District heating system pipeline distribution diagram.

In the previous study [41], we designed a heating load prediction method based on PSO-LSSVM (particle swarm optimization‒least square support vector machine). The population size was 30, the maximum number of iterations was 2000, the regularization coefficient was 176.98, and the kernel width coefficient was 31.82. Input parameters are outdoor temperature, wind speed, primary water supply and return temperature of the previous day, primary water supply and return pressure, flow, heating load of the first three days, and output parameters are heating load.

We applied this model to the district heating system in the heating season of 2020, but the prediction feedback results of the first month showed that there was a certain gap between the predictive value and the actual value (Fig. 2a). Through research and investigation, it is found that in the data preprocessing stage, the modified data can not reflect the actual operation of the pipe network through simple mathematical statistical means. Moreover, the district heating system has been expanded and refitted for many times, and the data storage capacity of each heating area is different in different levels. Especially in the recent expansion, a new pressure isolation station was built, which replaced the former boiler station, resulting in great fluctuation of heating data.

Fig. 2.
figure 2

One day heating load forecast at the Kaifeng HP, calculated using the original (a) and improved (b) forecasting model. (1) actual data; (2) forecast.

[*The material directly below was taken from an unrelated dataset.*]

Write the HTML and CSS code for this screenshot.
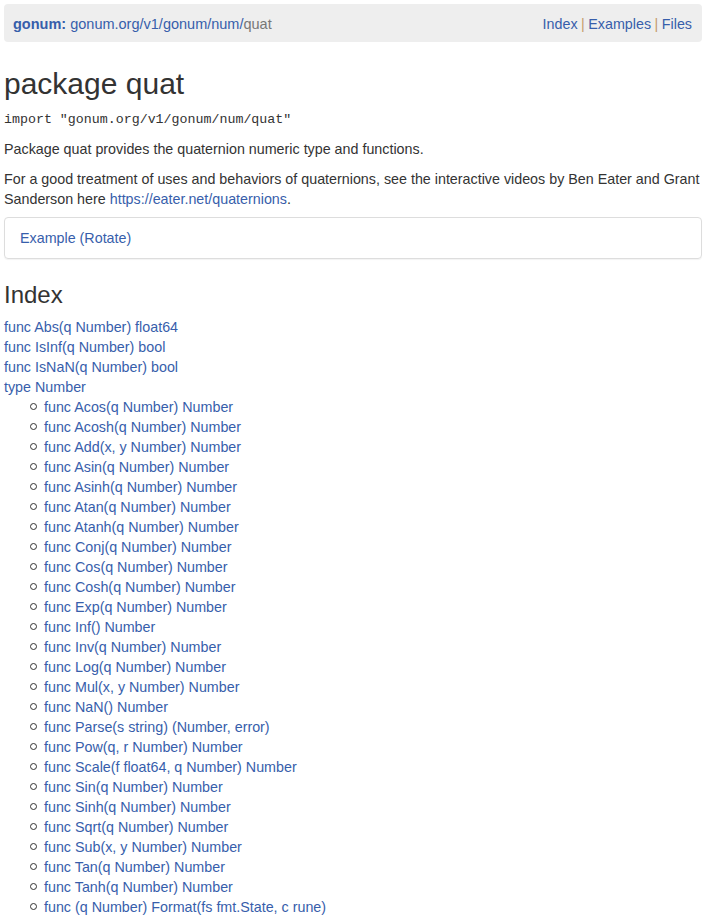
FILE: index.html
```html
<!DOCTYPE html>
<html>
<head>
<meta charset="utf-8">
<link rel="stylesheet" href="styles.css">
</head>
<body>
<div class="page">
  <nav class="navbar">
    <div class="crumbs"><a class="brand" href="#">gonum:</a> <a href="#">gonum.org/v1/gonum/num/</a><span class="muted">quat</span></div>
    <div class="navlinks"><a href="#">Index</a><span class="sep">|</span><a href="#">Examples</a><span class="sep">|</span><a href="#">Files</a></div>
  </nav>

  <h1 class="title">package quat</h1>
  <p class="import">import "gonum.org/v1/gonum/num/quat"</p>
  <p class="text">Package quat provides the quaternion numeric type and functions.</p>
  <p class="text last">For a good treatment of uses and behaviors of quaternions, see the interactive videos by Ben Eater and Grant Sanderson here <a href="#">https://eater.net/quaternions</a>.</p>

  <div class="examples"><a href="#">Example (Rotate)</a></div>

  <h2 class="index-title">Index</h2>
  <ul class="index">
    <li><a href="#">func Abs(q Number) float64</a></li>
    <li><a href="#">func IsInf(q Number) bool</a></li>
    <li><a href="#">func IsNaN(q Number) bool</a></li>
    <li><a href="#">type Number</a>
      <ul class="sub">
        <li><a href="#">func Acos(q Number) Number</a></li>
        <li><a href="#">func Acosh(q Number) Number</a></li>
        <li><a href="#">func Add(x, y Number) Number</a></li>
        <li><a href="#">func Asin(q Number) Number</a></li>
        <li><a href="#">func Asinh(q Number) Number</a></li>
        <li><a href="#">func Atan(q Number) Number</a></li>
        <li><a href="#">func Atanh(q Number) Number</a></li>
        <li><a href="#">func Conj(q Number) Number</a></li>
        <li><a href="#">func Cos(q Number) Number</a></li>
        <li><a href="#">func Cosh(q Number) Number</a></li>
        <li><a href="#">func Exp(q Number) Number</a></li>
        <li><a href="#">func Inf() Number</a></li>
        <li><a href="#">func Inv(q Number) Number</a></li>
        <li><a href="#">func Log(q Number) Number</a></li>
        <li><a href="#">func Mul(x, y Number) Number</a></li>
        <li><a href="#">func NaN() Number</a></li>
        <li><a href="#">func Parse(s string) (Number, error)</a></li>
        <li><a href="#">func Pow(q, r Number) Number</a></li>
        <li><a href="#">func Scale(f float64, q Number) Number</a></li>
        <li><a href="#">func Sin(q Number) Number</a></li>
        <li><a href="#">func Sinh(q Number) Number</a></li>
        <li><a href="#">func Sqrt(q Number) Number</a></li>
        <li><a href="#">func Sub(x, y Number) Number</a></li>
        <li><a href="#">func Tan(q Number) Number</a></li>
        <li><a href="#">func Tanh(q Number) Number</a></li>
        <li><a href="#">func (q Number) Format(fs fmt.State, c rune)</a></li>
      </ul>
    </li>
  </ul>
</div>
</body>
</html>
```

FILE: styles.css
```css
html, body {
  margin: 0;
  padding: 0;
  background: #fff;
}
body {
  font-family: "Liberation Sans", Arial, Helvetica, sans-serif;
  font-size: 14.3px;
  line-height: 20px;
  color: #333;
  overflow: hidden;
}
a {
  color: #375eab;
  text-decoration: none;
}
.page {
  padding: 4px 4px 0 4px;
}
.navbar {
  display: flex;
  justify-content: space-between;
  align-items: center;
  height: 38px;
  box-sizing: border-box;
  padding: 1px 10px 0 9px;
  background: #eee;
  border-radius: 4px;
}
.crumbs {
  font-size: 14.5px;
}
.brand {
  font-weight: bold;
}
.muted {
  color: #777;
}
.sep {
  color: #c49a6c;
  margin: 0 3.5px;
}
.title {
  font-size: 30px;
  font-weight: 500;
  line-height: 33px;
  margin: 25px 0 10px 0;
}
.import {
  font-family: "Liberation Mono", "Courier New", monospace;
  font-size: 13.3px;
  line-height: 20px;
  margin: 0 0 9px 0;
}
.text {
  margin: 0 0 10px 0;
}
.text.last {
  margin-bottom: 8px;
}
.examples {
  border: 1px solid #ddd;
  border-radius: 4px;
  box-shadow: 0 1px 1px rgba(0,0,0,0.05);
  padding: 10px 15px;
  margin-top: 0;
  margin-bottom: 23px;
}
.index-title {
  font-size: 24px;
  font-weight: 500;
  line-height: 26px;
  margin: 0 0 9px 0;
}
.index {
  list-style: none;
  padding: 0;
  margin: 0;
}
.sub {
  list-style: none;
  padding-left: 40px;
  margin: 0;
}
.sub li::before {
  content: "";
  display: inline-block;
  width: 5px;
  height: 5px;
  border: 1px solid #333;
  border-radius: 50%;
  margin-left: -14px;
  margin-right: 7px;
  vertical-align: 2px;
}
```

Therefore, we re-established the heating load prediction database and preprocessed the data according to the abnormal data caused by the actual situation such as heating interruption, instrument failure, pipe network maintenance, pipe network transformation, hydraulic failure, pipe network failure and so on, replacing the previous simple mathematical statistical method to fill in and correct the abnormal data. The data sets were divided according to the principle of similar days. The re-established prediction model was applied to the project in the third month of the heating season in 2020, and the prediction effect was better than that in the first month (Fig. 2b).

CONCLUSIONS

(1) Heating load forecasting is the base of the 4th generation district heating, and it is also an important means to achieve energy saving and emission reduction.

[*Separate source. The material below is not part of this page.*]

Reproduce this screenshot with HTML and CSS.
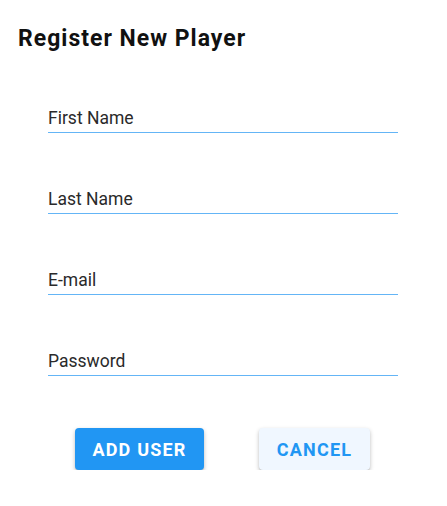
FILE: index.html
```html
<!DOCTYPE html>
<html>
<head>
<meta charset="utf-8">
<link rel="stylesheet" href="styles.css">
</head>
<body>
<div class="dialog">
  <h1 class="title">Register New Player</h1>
  <form class="form">
    <label class="field"><span class="label">First Name</span></label>
    <label class="field"><span class="label">Last Name</span></label>
    <label class="field"><span class="label">E-mail</span></label>
    <label class="field"><span class="label">Password</span></label>
    <div class="actions">
      <button type="button" class="btn btn-primary">ADD USER</button>
      <button type="button" class="btn btn-secondary">CANCEL</button>
    </div>
  </form>
</div>
</body>
</html>
```
FILE: styles.css
```css
html, body {
  margin: 0;
  padding: 0;
  background: #ffffff;
}
body {
  font-family: Roboto, "Liberation Sans", sans-serif;
  color: #212121;
}
.dialog {
  padding: 24px 18px 0 18px;
}
.title {
  margin: 0;
  font-size: 23px;
  font-weight: 700;
  letter-spacing: 1px;
  line-height: 30px;
  color: #111111;
}
.form {
  display: flex;
  flex-direction: column;
  padding: 0 31px 0 30px;
}
.field {
  display: block;
  margin-top: 56px;
  border-bottom: 1px solid #64b5f6;
  padding-bottom: 4px;
}
.field:first-child {
  margin-top: 54px;
}
.label {
  display: block;
  font-size: 17.5px;
  line-height: 20px;
  color: #2a2a2a;
}
.actions {
  display: flex;
  margin-top: 52px;
  padding-left: 27px;
  gap: 55px;
}
.btn {
  height: 42px;
  border: none;
  border-radius: 4px;
  font-family: Roboto, "Liberation Sans", sans-serif;
  font-size: 18px;
  font-weight: 700;
  letter-spacing: 1.2px;
  padding: 0 17px;
  box-shadow: 0 2px 4px rgba(0,0,0,0.25), 0 1px 1px rgba(0,0,0,0.1);
}
.btn-primary {
  background: #2196f3;
  color: #ffffff;
  width: 129px;
}
.btn-secondary {
  background: #f0f7ff;
  color: #2196f3;
  width: 111px;
}
```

(2) The quality of data sets has an important influence on the prediction accuracy and generalization ability of heating load forecasting model. Data preprocessing is the premise of heating load forecasting. Heating load prediction model built by single algorithm can not meet the needs of actual engineering. It is a trend to improve the prediction accuracy and generalization performance of the model by means of combination algorithm and ensemble learning.

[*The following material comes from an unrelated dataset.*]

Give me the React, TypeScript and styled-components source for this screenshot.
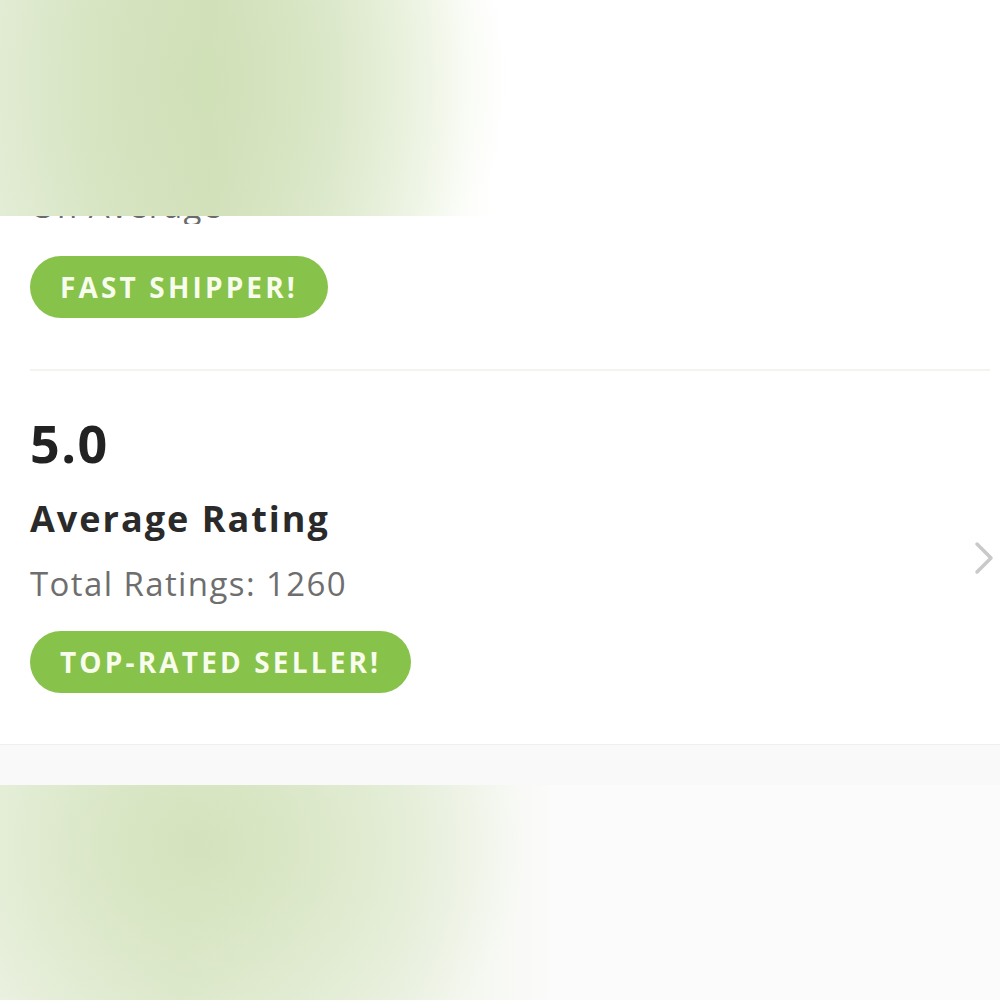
import React from "react";
import styled, { createGlobalStyle } from "styled-components";

const GlobalStyle = createGlobalStyle`
  html, body {
    margin: 0;
    padding: 0;
    background: #ffffff;
  }
  body {
    font-family: "Open Sans", Lato, "Liberation Sans", sans-serif;
    -webkit-font-smoothing: antialiased;
  }
`;

const Page = styled.div`
  width: 1000px;
  height: 1000px;
  overflow: hidden;
  display: flex;
  flex-direction: column;
  background: #ffffff;
`;

const Stats = styled.div`
  display: flex;
  flex-direction: column;
  border-bottom: 1px solid #efefef;
`;

const ClipTop = styled.div`
  position: relative;
  height: 224px;
  overflow: hidden;
`;

const BlurTop = styled.div`
  position: absolute;
  left: 0;
  top: 0;
  width: 1000px;
  height: 216px;
  background:
    radial-gradient(ellipse 300px 260px at 210px 80px, rgba(205, 222, 178, 0.55), rgba(205, 222, 178, 0) 100%),
    linear-gradient(to right, #e5eed9 0px, #d9e6c6 120px, #d4e2bd 210px, #e2ecd4 330px, #f3f8ec 420px, #fdfefb 470px, #ffffff 500px);
`;

const Faded = styled.p`
  position: absolute;
  left: 30px;
  bottom: 0;
  margin: 0;
  font-size: 33px;
  line-height: 36px;
  letter-spacing: 1.4px;
  color: #6b6b6b;
`;

const Body = styled.div`
  display: flex;
  flex-direction: column;
  padding: 0 4px 0 30px;
`;

const Pill = styled.span`
  align-self: flex-start;
  display: inline-flex;
  align-items: center;
  height: 62px;
  padding: 0 30px;
  border-radius: 31px;
  background: #87c24b;
  color: #f7fcec;
  font-size: 28px;
  font-weight: 700;
  letter-spacing: 3.15px;
`;

const Divider = styled.hr`
  margin: 0 6px 0 0;
  border: none;
  border-top: 2px solid #f3f3ef;
`;

const Row = styled.div`
  display: flex;
  align-items: center;
  justify-content: space-between;
`;

const Info = styled.div`
  display: flex;
  flex-direction: column;
`;

const Score = styled.div`
  font-size: 52px;
  line-height: 60px;
  font-weight: 700;
  letter-spacing: 1.5px;
  color: #222222;
`;

const Title = styled.div`
  font-size: 36px;
  line-height: 44px;
  font-weight: 700;
  letter-spacing: 2px;
  color: #2a2a2a;
`;

const Sub = styled.div`
  font-size: 33px;
  line-height: 44px;
  letter-spacing: 1.4px;
  color: #6e6e6e;
`;

const Chevron = styled.svg`
  width: 24px;
  height: 36px;
`;

const Band = styled.div`
  height: 40px;
  background: #f9f9f9;
`;

const BlurBottom = styled.div`
  flex: 1;
  background:
    radial-gradient(ellipse 330px 260px at 200px 60px, rgba(210, 226, 186, 0.9), rgba(210, 226, 186, 0) 100%),
    linear-gradient(to right, #eef3e6 0px, #e3ecd5 180px, #eef3e6 400px, #f9faf7 520px, #fbfbfb 560px);
`;

const App = () => {
  return (
    <Page>
      <GlobalStyle />
      <Stats>
        <ClipTop>
          <Faded>On Average</Faded>
          <BlurTop />
        </ClipTop>
        <Body>
          <div style={{ height: 32 }} />
          <Pill>FAST SHIPPER!</Pill>
          <div style={{ height: 51 }} />
          <Divider />
          <Row>
            <Info>
              <div style={{ height: 42 }} />
              <Score>5.0</Score>
              <div style={{ height: 24 }} />
              <Title>Average Rating</Title>
              <div style={{ height: 21 }} />
              <Sub>Total Ratings: 1260</Sub>
              <div style={{ height: 25 }} />
              <Pill>TOP-RATED SELLER!</Pill>
              <div style={{ height: 51 }} />
            </Info>
            <Chevron viewBox="0 0 24 36">
              <path d="M5 4 L19 18 L5 32" fill="none" stroke="#c9c9c9" strokeWidth="3.5" strokeLinecap="round" strokeLinejoin="round" />
            </Chevron>
          </Row>
        </Body>
      </Stats>
      <Band />
      <BlurBottom />
    </Page>
  );
};

export default App;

(3) There is no consensus among researchers on whether to choose the modeling method most suitable for heating load prediction, or to select a set of appropriate input parameters, the establishment and division of data sets, so as to achieve high level prediction results. This is because the superiority of a model in heating load prediction can not be simply evaluated, and there are many factors that affect the performance of the model, so it can only be simply analyzed and compared from a certain point of view.

(4) In order to further promote the practical application of heating load prediction technology, the author thinks that it can be further studied from the following two directions:

• improve the heating load forecasting database. Heating load prediction is based on a large number of real and effective data. At present, the database established by most heating companies has some problems, such as small amount of data, insufficient data types and excessive data outliers. Therefore, We suggest to enrich and perfect the heating load forecasting database, which should include the heating basic information database, the heating operation information database and the heat users database.

• the data set of heating load prediction can be established and divided from the perspectives of timeliness, validity and regularity. The establishment and division of the data set involves the accuracy and generalization performance of the prediction model. However, no one has given a clear standard in the field of heating at the present stage.